◆ **DATA ROWS**
┌────────

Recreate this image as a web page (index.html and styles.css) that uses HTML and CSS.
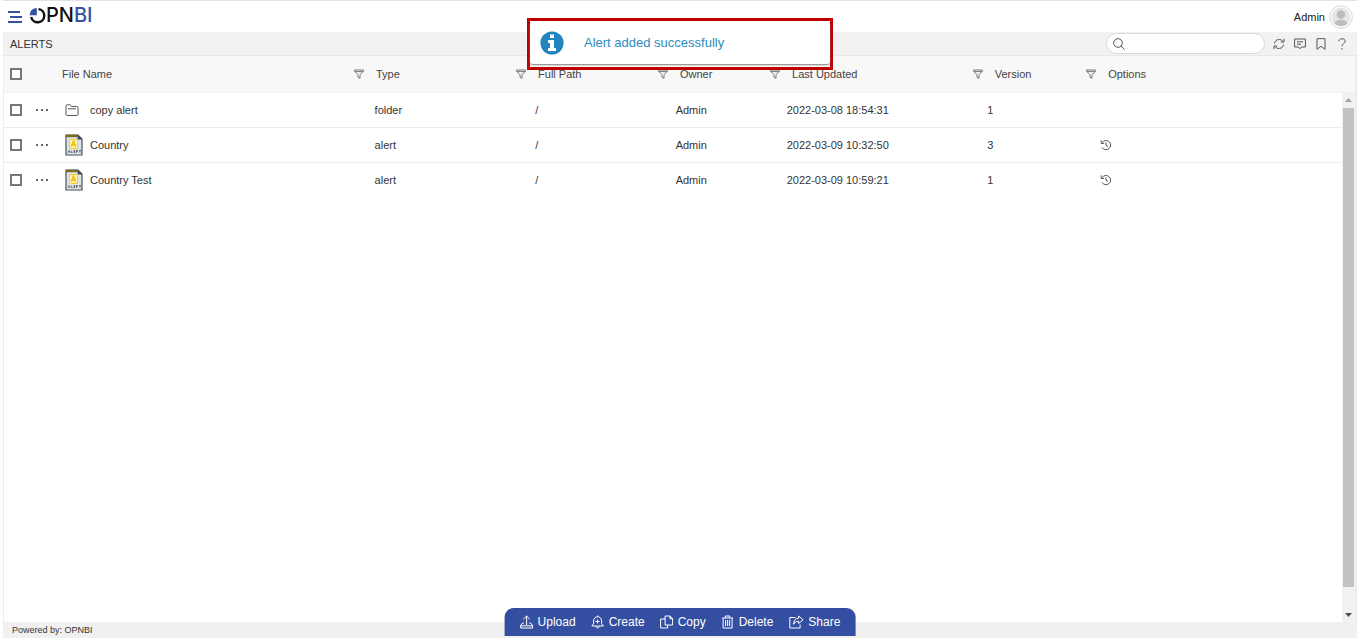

└────────
┌────────

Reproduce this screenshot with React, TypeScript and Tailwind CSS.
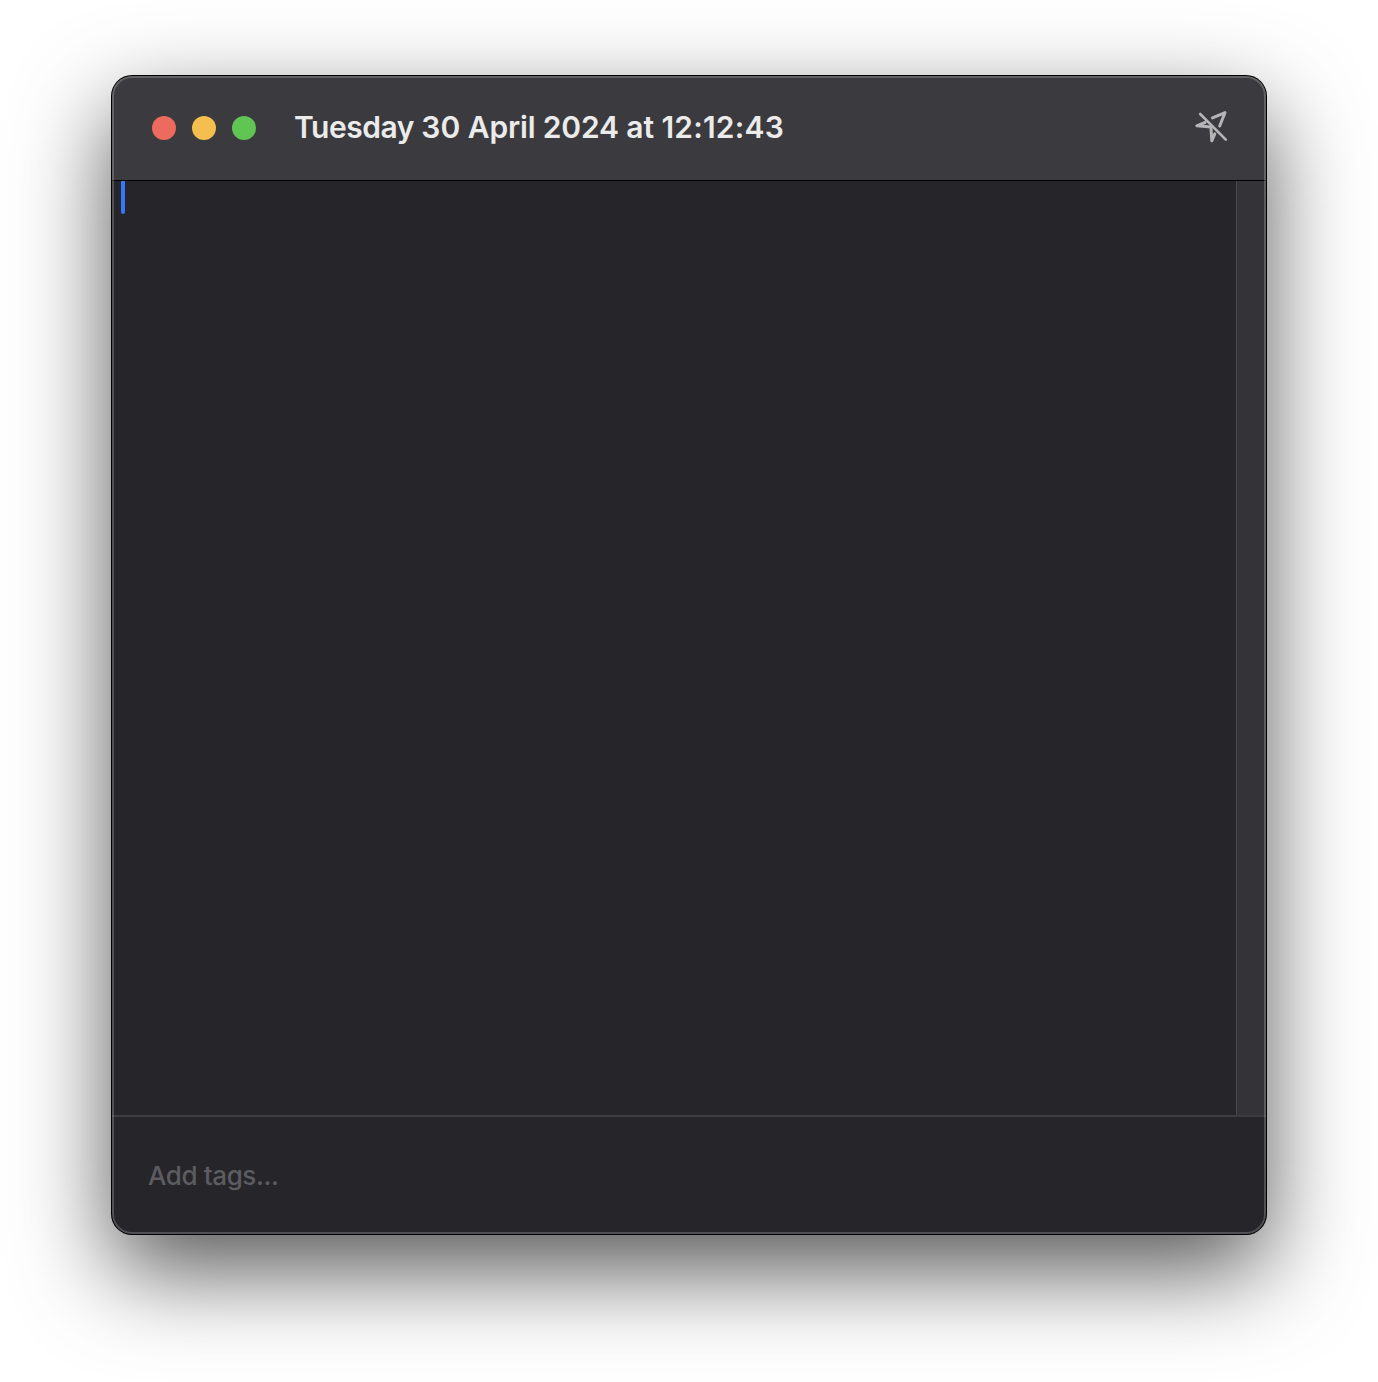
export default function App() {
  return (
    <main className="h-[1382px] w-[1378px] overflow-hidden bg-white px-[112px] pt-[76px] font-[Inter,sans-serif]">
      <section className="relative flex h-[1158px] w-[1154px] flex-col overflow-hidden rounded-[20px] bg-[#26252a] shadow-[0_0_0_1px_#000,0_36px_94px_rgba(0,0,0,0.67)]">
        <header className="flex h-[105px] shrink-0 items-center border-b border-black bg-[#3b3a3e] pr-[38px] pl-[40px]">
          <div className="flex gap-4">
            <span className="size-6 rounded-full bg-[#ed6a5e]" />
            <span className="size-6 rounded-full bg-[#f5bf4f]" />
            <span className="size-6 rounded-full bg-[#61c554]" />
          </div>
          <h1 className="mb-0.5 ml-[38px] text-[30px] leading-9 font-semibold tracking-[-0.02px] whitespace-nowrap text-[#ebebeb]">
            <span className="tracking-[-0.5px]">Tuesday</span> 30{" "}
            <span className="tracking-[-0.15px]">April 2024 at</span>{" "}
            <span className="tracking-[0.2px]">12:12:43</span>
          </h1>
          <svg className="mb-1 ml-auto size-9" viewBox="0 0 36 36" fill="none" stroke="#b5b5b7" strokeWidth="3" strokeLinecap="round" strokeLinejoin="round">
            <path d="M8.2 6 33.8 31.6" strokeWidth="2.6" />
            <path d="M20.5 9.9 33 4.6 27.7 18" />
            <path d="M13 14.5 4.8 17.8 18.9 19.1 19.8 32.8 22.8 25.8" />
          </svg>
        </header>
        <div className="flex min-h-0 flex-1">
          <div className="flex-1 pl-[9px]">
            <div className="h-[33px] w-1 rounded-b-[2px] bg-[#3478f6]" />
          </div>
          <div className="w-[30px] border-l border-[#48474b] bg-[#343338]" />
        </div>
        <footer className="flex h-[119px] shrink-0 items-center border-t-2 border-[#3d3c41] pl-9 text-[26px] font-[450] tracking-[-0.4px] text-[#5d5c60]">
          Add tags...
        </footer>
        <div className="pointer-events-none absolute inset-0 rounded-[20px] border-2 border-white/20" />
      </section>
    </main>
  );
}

└────────

Pick out the lines above containing the word "this", then copy them.

Recreate this image as a web page (index.html and styles.css) that uses HTML and CSS.
Reproduce this screenshot with React, TypeScript and Tailwind CSS.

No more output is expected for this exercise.